U.S. Pat. No. 4,432,410 and the corresponding French published patent application No. FR 2 481 791A describe a radiator of the above kind, comprising a fluid manifold having a tube branch for inlet or outlet of a cooling fluid, and a bundle of tubes the ends of which are open into the said fluid manifold, together with a bulkhead formed with an aperture and dividing the fluid manifold into a first chamber and a second chamber. The ends of a first group of the tubes, and the said inlet or outlet tube branch, are open into the first chamber, while the complementary group of tube ends is open into the second chamber. The radiator also includes a first masking or valve member for opening the aperture in the bulkhead, this masking member being movable by an actuator between an opening position and a closing position. In the opening position, the masking member enables the fluid passing into the fluid manifold through the inlet tube branch, or leaving it through the outlet tube branch, to be able to pass directly from the first chamber to the second chamber or vice versa. In the closing position, the masking member forces the fluid to pass through the tubes of the first group.
In that known radiator, the flow control device defined by the first masking member and the actuator serves the function of the traditional thermostat which is commonly placed on the outside of the radiator. Its effect is to suppress the circulation of the fluid in all or some of the tubes of the radiator when the engine is cold, and to set up normal circulation in all the tubes once the engine is sufficiently hot, i.e. after a certain running time.

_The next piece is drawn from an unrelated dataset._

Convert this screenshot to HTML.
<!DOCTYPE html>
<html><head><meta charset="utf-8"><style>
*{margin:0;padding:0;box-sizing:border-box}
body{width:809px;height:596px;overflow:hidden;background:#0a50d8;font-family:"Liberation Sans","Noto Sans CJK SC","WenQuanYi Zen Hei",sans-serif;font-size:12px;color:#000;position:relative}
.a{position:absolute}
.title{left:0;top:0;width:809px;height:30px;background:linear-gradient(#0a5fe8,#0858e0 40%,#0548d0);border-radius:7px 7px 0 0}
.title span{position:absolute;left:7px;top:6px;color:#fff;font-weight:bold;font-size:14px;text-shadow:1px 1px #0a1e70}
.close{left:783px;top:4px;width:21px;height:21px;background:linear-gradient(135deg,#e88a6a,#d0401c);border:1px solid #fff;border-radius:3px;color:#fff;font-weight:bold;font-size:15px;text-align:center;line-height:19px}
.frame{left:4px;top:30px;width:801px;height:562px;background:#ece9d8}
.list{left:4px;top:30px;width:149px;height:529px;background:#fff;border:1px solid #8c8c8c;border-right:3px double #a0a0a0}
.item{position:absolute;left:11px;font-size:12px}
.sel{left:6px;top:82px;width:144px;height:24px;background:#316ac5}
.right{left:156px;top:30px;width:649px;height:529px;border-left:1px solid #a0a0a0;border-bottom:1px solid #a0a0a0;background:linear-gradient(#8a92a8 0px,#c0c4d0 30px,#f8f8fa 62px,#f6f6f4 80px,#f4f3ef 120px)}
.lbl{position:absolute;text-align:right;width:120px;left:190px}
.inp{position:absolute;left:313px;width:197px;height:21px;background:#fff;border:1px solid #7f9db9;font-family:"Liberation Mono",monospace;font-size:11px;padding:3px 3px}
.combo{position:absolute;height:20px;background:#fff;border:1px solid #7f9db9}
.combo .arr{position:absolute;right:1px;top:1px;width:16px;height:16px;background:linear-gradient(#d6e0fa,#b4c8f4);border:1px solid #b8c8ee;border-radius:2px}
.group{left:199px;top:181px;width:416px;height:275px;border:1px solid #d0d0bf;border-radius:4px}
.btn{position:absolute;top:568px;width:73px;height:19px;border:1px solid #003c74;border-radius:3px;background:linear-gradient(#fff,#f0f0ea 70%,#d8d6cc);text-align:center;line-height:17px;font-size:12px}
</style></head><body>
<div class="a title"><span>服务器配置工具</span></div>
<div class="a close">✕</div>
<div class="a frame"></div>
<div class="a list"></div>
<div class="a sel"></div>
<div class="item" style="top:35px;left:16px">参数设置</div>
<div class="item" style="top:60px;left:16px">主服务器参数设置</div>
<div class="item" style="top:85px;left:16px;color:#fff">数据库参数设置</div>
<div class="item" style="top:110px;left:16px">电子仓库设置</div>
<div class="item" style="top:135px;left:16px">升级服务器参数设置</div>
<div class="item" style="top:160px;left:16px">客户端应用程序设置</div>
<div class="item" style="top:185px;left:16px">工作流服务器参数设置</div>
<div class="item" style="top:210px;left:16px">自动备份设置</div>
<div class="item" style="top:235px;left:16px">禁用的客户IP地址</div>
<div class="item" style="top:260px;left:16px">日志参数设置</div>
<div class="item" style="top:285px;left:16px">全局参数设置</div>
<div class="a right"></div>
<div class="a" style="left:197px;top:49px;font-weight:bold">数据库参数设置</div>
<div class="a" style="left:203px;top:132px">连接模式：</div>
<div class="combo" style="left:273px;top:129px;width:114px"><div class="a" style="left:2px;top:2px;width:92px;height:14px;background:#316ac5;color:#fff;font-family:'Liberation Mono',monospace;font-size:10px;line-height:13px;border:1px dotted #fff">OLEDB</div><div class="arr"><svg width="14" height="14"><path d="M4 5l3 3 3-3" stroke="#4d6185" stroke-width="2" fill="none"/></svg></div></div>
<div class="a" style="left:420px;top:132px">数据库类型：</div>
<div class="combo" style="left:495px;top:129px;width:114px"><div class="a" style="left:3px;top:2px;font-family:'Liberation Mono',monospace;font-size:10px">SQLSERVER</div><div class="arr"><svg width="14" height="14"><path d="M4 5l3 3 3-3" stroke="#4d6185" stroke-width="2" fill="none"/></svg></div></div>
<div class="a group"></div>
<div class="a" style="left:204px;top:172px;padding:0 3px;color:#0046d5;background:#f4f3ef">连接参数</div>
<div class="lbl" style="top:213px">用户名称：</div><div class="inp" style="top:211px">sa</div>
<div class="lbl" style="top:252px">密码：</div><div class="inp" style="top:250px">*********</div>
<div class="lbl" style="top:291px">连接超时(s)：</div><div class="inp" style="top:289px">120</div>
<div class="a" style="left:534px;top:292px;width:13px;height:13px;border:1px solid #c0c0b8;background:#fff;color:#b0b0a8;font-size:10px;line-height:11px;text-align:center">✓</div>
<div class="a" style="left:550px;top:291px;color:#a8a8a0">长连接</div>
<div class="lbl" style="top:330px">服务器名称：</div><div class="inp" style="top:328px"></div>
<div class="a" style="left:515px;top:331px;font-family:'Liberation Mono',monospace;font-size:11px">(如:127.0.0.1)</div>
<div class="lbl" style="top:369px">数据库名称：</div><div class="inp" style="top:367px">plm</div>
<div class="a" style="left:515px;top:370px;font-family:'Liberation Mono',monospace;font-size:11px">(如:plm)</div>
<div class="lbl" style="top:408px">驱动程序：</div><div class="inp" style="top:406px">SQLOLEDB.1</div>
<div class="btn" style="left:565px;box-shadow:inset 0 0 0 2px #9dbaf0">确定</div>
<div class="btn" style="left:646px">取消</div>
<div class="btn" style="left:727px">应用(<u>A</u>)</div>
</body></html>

In order to optimise the engine power output, it is desirable that it shall work at a constant temperature, which makes it necessary to cause the efficiency of its cooling to vary as a function of the heat energy which it emits, and therefore as a function of its loading. In order to make the cooling efficiency vary, and thus to regulate the temperature of the engine, it is possible to act on various parameters, and in particular on the flow of the fluid passing through the tubes of the radiator. To this end it is known to arrange, in series with the radiator, a flow regulating valve controlled by a cooling fluid temperature sensor placed at the fluid outlet of the engine. The use of such a regulating valve complicates the construction of the cooling circuit. In addition, rotary valves, such as are commonly used, do not have a sufficiently progressive regulating action at low rates of fluid flow.